Although the questions were flying in both directions yesterday, as usual for the Supreme Court, the tone of the Justices’ interaction suggested that Wal-Mart has the edge over the plaintiffs. As others have reported, Justices Kennedy and Scalia were quite skeptical of the plaintiffs’ theory that store-by-store discretion could be characterized as a common policy subject to a class challenge. But the argument went well beyond that. Two particularly interesting items:
1. First, there seemed to be a confluence of concerns between the more and less conservative Justices over the question of due process. Several of the more conservative members expressed concern about the prospect that Wal-Mart would be denied the opportunity to present individual defenses to individual plaintiffs’ claims. That was interesting because the Justices granted certiorari on only two of the three questions Wal-Mart had presented, denying cert as to Wal-Mart’s due process argument. But it figured prominently yesterday.
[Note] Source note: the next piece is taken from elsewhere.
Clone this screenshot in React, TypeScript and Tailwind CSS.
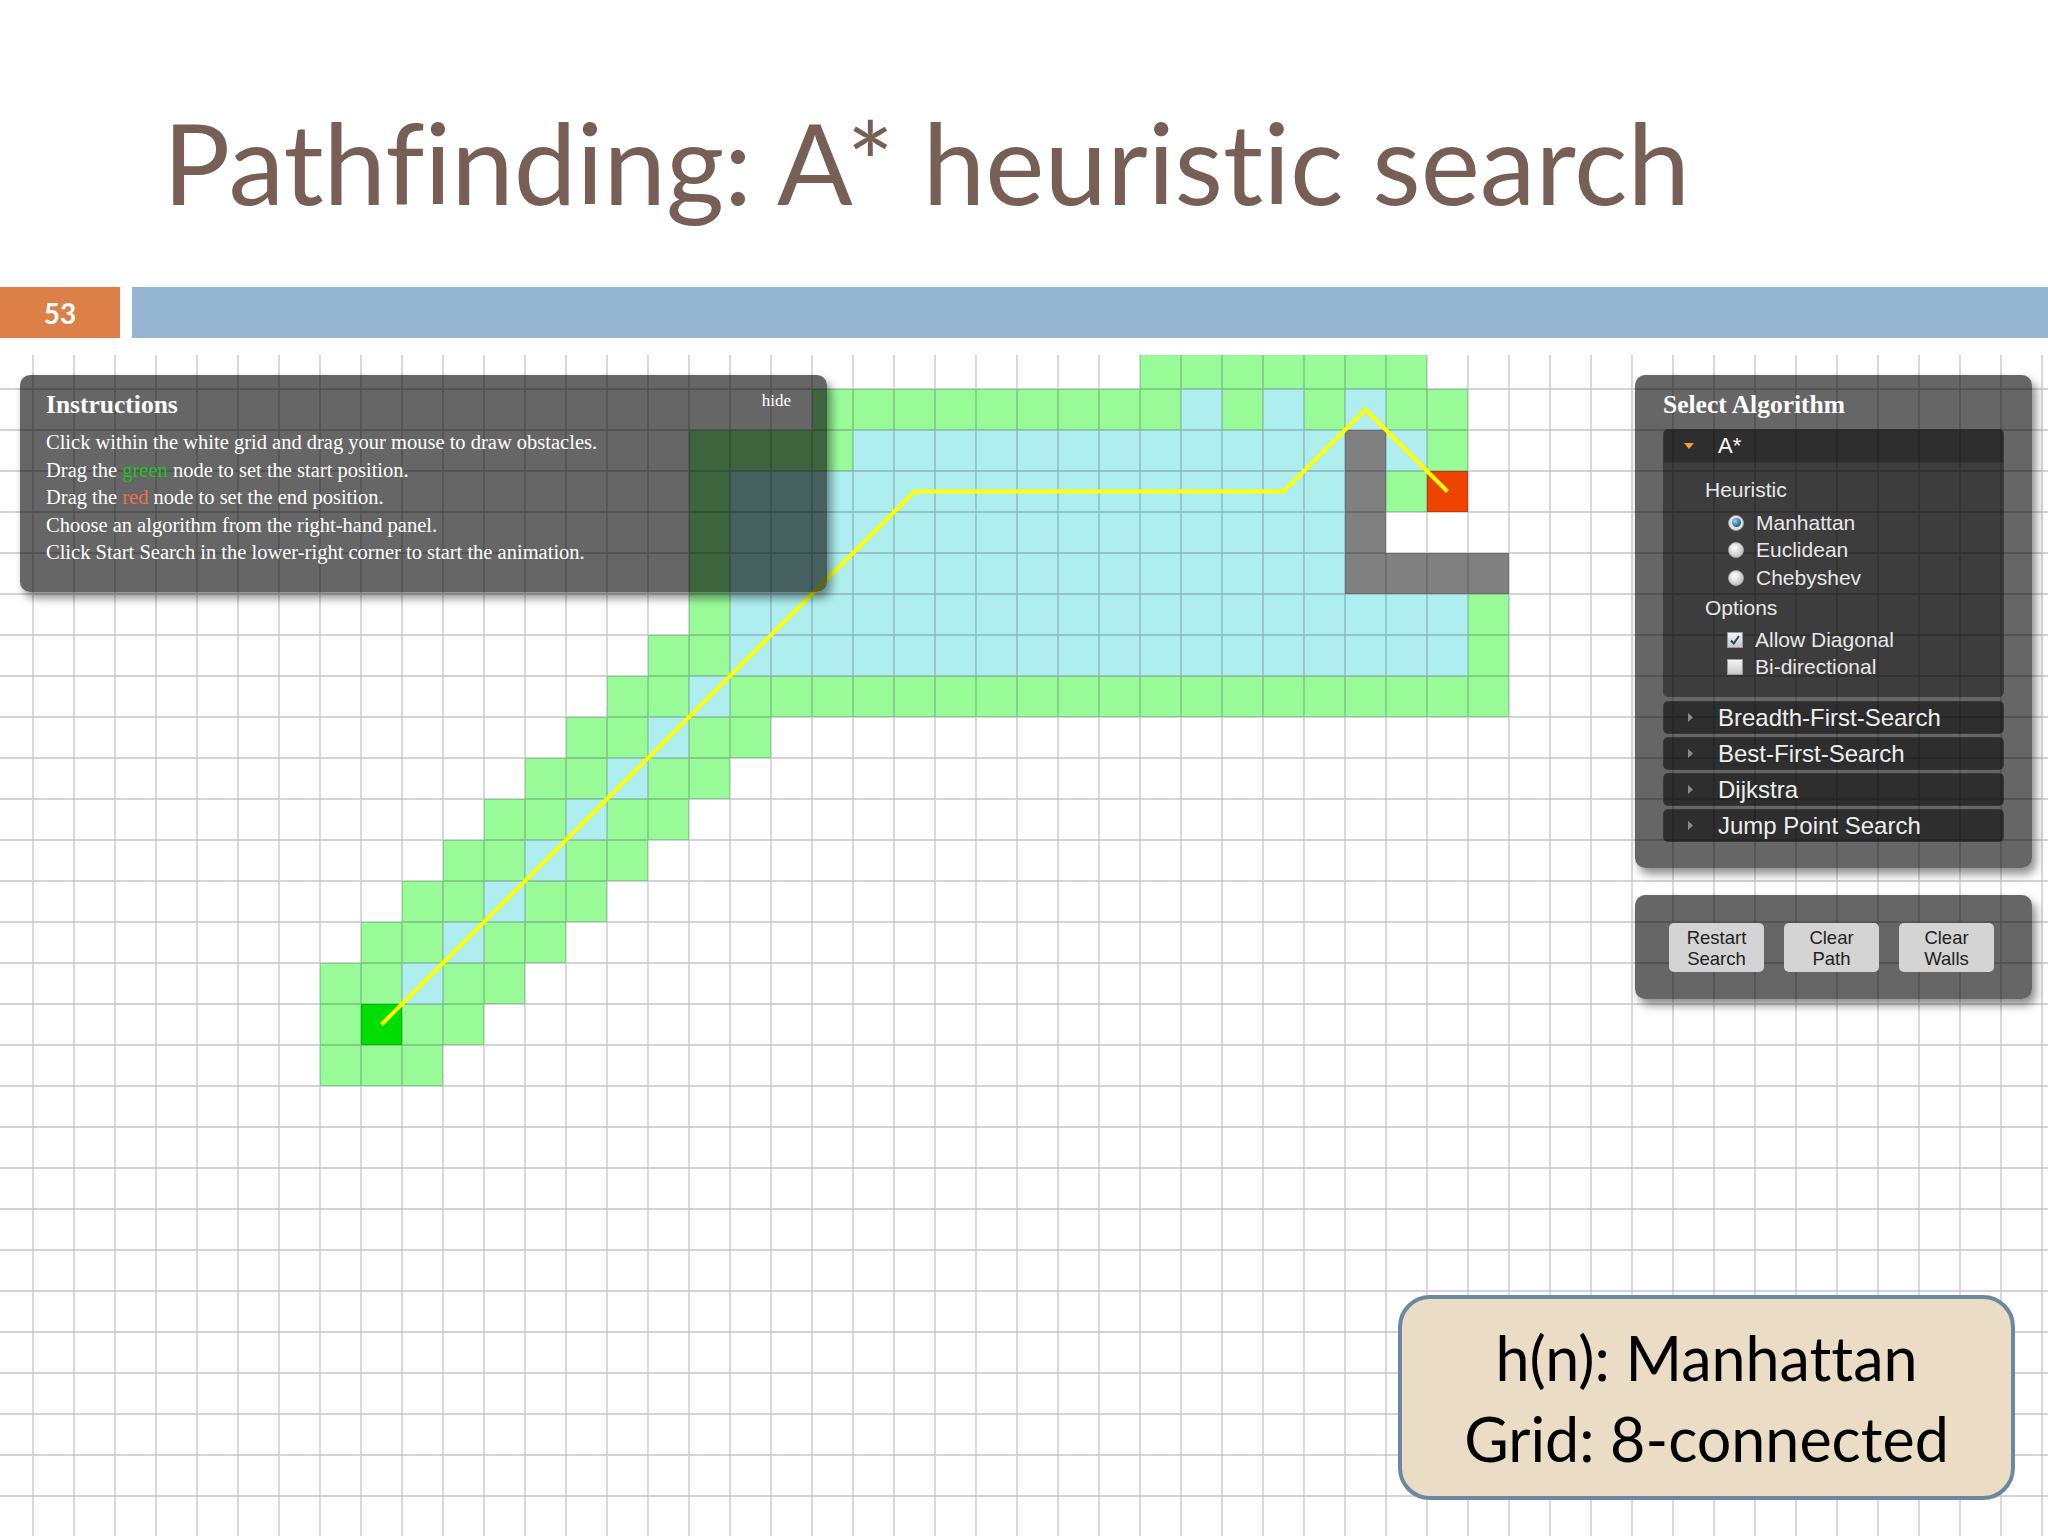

The less conservative Justices also had concerns about the due process implications of the Ninth Circuit’s affirmance of the class, but from the perspective of absent class members. hundreds of thousands of whom would be chained to the named plaintiffs and this case (a theme then picked up, somewhat surprisingly, by Chief Justice Roberts). One wonders whether these due process concerns, though coming from different directions, might provide a unifying theme that dictates the outcome.
2. Justice Sotomayor suggested early on that perhaps the only real problem with the certified class was the presence of back pay claims, a point that Justice Ginsburg then echoed. Justice Sotomayor asked Wal-Mart’s counsel whether the class couldn’t be saved as a classic Rule 23(b)(2) class, by trimming out the back pay claims and allowing plaintiffs to pursue only injuctive and declaratory relief. Wal-Mart’s counsel, surprisingly, at first seemed to endorse the idea, before recovering and pointing to lingering issues about the adequacy and typicality of the named class members and their claims.
Other members of the Court seemed less interested in this latter idea, and it may be that the perceived lack of a single, centralized, common policy will be enough to provoke a complete reversal of the Ninth Circuit and decertification of the class. But Justice Sotomayor’s compromise suggestion seemed of interest to several members, and might turn out to be popular enough to limit the scope of the Court’s decision.
The bottom line: outright victory for the plaintiffs seems highly unlikely, but we will have to wait to see whether Wal-Mart wins a complete victory, or only half of one.